▸ PROBLEM DETAILS
Pick out the lines below that include the string "index".

□ □ □ □ □ □ □

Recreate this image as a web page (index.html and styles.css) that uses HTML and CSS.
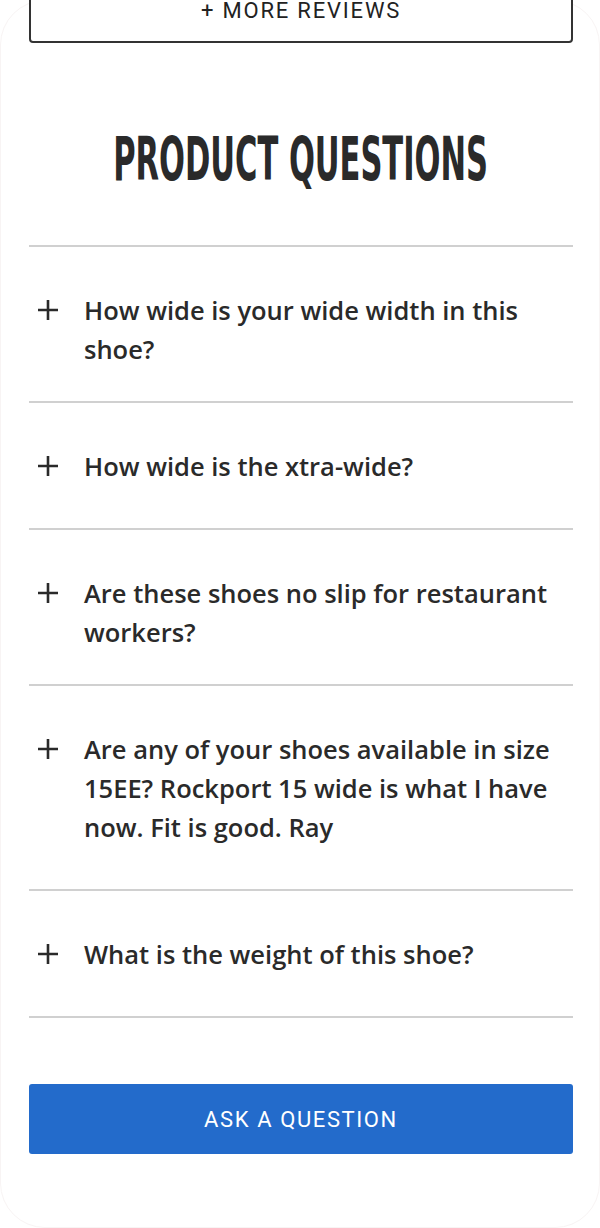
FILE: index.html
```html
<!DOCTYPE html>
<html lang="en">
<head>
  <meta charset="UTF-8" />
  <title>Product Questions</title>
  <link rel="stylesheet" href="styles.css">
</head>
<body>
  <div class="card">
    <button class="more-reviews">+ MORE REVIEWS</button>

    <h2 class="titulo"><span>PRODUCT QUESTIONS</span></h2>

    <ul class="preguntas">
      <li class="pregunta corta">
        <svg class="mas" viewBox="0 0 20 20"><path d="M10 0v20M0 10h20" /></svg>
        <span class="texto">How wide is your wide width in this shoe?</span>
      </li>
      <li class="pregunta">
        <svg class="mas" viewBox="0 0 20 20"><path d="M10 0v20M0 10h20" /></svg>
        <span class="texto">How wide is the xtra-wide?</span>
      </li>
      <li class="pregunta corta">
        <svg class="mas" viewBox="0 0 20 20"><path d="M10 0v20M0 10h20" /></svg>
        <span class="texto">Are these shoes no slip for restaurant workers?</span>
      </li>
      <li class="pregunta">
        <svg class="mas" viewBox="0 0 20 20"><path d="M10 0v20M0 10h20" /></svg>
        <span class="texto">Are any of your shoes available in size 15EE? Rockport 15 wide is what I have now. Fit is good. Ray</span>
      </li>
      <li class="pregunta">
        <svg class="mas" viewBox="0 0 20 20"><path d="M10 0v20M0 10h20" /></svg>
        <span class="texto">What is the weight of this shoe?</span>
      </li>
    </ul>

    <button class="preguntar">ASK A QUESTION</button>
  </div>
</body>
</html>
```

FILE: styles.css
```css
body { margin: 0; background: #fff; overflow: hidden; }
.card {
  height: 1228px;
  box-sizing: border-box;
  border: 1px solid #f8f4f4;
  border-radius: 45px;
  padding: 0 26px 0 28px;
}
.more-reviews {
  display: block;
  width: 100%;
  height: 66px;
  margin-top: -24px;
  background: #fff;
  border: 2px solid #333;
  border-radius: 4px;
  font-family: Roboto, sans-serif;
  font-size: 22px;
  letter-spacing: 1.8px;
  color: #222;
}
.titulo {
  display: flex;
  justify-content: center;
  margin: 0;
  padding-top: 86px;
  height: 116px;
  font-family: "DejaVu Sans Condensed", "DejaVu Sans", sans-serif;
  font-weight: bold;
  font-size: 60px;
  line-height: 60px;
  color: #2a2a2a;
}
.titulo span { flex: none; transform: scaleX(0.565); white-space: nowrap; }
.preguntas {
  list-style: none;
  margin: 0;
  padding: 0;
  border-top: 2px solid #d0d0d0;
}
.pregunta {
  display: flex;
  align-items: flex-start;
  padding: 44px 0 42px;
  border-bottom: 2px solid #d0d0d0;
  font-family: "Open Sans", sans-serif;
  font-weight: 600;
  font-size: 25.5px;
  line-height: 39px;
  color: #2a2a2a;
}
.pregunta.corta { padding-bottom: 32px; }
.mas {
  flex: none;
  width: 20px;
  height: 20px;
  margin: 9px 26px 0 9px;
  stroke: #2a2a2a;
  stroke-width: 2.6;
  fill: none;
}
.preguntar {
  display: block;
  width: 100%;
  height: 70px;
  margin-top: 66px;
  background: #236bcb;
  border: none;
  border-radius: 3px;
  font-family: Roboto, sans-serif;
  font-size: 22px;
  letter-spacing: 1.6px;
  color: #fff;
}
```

□ □ □ □ □ □ □

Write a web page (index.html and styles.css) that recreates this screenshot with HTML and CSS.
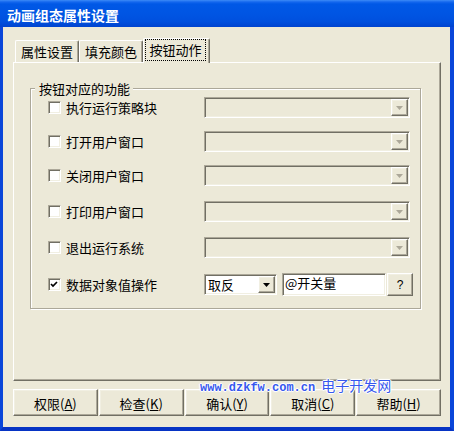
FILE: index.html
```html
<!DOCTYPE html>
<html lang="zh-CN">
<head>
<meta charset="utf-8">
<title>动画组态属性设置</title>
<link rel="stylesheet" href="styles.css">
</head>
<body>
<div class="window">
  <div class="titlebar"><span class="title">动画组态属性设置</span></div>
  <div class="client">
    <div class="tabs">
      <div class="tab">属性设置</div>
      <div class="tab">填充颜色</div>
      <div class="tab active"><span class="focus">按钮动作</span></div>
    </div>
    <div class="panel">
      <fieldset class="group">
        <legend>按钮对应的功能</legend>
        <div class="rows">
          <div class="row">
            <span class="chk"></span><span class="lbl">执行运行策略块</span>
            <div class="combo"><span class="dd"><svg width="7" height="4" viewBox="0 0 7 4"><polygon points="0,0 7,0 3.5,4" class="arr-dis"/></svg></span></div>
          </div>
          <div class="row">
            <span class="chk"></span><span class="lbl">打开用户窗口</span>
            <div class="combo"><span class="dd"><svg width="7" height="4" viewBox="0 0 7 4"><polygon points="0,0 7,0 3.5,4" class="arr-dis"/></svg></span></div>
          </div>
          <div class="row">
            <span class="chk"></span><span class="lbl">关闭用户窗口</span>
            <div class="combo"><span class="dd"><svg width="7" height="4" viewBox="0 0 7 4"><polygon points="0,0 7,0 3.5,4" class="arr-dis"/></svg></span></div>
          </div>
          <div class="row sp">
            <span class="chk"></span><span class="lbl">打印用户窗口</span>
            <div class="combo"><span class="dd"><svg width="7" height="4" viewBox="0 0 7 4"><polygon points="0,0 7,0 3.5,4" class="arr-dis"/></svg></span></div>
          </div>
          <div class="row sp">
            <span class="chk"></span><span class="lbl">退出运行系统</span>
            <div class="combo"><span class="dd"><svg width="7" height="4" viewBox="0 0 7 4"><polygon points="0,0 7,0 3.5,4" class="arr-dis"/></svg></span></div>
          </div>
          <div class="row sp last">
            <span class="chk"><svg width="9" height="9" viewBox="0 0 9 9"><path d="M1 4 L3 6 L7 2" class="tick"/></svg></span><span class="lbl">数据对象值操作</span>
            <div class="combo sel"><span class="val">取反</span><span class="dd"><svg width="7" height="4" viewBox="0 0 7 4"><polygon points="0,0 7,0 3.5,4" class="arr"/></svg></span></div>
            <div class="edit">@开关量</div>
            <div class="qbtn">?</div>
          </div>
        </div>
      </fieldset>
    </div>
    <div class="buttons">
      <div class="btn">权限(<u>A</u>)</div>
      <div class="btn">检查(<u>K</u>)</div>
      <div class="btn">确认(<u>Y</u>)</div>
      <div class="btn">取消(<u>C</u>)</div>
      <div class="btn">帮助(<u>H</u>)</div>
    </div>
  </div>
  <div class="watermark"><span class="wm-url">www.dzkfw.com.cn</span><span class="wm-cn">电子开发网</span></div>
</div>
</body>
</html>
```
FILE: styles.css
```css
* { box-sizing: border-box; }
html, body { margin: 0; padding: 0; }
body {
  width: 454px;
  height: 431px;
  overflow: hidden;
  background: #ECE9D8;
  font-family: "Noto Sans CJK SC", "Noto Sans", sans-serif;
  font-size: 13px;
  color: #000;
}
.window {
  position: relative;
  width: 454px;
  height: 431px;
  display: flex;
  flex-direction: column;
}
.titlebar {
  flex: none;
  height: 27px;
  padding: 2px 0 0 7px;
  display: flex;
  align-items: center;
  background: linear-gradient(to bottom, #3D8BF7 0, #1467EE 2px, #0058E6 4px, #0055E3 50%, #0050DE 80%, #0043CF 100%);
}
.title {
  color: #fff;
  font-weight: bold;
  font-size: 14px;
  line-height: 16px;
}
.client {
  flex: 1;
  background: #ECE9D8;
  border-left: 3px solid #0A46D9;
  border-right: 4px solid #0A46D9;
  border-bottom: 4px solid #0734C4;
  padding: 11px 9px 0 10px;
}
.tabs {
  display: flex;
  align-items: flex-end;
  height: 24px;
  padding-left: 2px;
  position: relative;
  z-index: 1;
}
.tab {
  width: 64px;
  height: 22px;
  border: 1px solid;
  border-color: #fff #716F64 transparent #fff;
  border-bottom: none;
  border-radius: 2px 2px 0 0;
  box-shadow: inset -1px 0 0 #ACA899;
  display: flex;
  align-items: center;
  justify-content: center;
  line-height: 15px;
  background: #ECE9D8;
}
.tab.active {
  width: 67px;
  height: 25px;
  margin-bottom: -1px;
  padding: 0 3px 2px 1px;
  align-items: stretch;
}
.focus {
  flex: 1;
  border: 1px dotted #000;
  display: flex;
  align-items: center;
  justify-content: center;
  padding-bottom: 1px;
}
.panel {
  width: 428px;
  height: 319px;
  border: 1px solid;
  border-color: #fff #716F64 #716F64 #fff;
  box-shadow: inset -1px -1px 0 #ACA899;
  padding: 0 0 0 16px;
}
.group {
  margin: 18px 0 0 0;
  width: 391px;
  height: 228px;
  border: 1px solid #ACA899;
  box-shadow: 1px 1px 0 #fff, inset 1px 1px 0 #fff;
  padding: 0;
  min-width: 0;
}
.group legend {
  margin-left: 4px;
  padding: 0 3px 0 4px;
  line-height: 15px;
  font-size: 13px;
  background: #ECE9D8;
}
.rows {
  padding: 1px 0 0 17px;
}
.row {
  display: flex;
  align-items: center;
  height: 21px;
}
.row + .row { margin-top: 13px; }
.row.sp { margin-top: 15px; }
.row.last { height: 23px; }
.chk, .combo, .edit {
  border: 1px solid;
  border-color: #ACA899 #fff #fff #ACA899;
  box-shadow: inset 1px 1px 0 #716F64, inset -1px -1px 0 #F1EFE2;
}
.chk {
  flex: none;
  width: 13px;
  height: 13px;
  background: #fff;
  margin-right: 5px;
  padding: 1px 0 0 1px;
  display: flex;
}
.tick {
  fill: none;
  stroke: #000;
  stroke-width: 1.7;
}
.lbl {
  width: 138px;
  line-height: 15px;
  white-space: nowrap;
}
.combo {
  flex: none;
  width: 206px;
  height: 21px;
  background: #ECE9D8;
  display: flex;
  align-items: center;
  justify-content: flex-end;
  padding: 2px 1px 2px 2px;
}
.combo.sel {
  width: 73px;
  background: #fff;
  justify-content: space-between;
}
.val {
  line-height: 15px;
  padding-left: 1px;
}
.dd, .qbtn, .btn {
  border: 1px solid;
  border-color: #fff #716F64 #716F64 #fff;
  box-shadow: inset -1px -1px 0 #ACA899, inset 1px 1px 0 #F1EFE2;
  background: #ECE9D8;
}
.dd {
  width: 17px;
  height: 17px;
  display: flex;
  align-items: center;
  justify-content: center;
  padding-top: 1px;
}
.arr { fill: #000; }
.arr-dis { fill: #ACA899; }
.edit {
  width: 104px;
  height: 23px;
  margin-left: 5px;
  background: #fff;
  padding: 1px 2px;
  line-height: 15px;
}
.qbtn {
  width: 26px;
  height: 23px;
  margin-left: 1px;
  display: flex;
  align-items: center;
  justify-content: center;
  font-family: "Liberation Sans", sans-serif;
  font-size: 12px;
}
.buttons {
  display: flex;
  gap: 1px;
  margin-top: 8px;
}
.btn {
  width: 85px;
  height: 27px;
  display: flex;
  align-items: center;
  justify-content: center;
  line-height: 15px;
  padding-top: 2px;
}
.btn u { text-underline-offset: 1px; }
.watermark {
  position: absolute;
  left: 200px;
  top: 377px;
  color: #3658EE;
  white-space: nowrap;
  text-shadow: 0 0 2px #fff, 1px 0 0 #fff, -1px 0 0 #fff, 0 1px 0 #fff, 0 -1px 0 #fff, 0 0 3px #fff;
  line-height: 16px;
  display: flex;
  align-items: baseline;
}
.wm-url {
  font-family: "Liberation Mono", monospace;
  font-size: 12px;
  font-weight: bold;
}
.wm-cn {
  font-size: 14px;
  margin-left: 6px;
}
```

□ □ □ □ □ □ □

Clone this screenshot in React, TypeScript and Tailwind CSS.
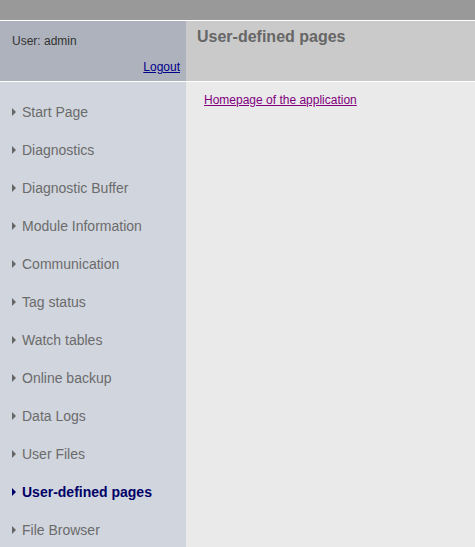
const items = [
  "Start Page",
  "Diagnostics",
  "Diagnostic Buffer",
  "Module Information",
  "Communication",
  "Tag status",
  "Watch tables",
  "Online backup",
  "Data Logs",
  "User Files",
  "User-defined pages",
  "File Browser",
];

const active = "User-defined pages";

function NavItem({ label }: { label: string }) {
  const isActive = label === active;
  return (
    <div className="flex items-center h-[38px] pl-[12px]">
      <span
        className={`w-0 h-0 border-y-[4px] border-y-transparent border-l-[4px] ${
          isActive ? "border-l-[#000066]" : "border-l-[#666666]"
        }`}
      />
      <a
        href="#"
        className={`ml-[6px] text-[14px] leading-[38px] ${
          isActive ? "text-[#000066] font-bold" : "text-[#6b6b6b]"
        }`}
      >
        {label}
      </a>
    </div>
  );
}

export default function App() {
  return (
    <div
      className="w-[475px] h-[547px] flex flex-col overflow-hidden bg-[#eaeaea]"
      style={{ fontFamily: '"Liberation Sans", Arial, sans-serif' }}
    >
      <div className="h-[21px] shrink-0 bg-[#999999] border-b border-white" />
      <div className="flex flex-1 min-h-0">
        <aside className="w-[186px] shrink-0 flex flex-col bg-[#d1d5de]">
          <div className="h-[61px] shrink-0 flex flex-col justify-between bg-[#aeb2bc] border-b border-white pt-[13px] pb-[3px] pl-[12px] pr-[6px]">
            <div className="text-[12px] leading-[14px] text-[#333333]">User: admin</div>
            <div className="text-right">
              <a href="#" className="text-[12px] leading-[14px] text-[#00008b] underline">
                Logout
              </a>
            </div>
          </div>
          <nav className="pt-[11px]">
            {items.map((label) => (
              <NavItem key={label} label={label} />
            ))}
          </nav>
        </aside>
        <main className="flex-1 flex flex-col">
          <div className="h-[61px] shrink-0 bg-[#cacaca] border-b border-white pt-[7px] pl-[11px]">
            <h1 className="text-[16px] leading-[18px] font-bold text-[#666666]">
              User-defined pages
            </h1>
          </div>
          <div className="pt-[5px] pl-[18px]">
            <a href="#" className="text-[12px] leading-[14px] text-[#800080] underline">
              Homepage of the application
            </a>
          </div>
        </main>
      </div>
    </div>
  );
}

□ □ □ □ □ □ □

▸ WRITTEN RESPONSE
Recreate this image as a web page (index.html and styles.css) that uses HTML and CSS.
FILE: index.html
Write a web page (index.html and styles.css) that recreates this screenshot with HTML and CSS.
FILE: index.html
  z-index: 1;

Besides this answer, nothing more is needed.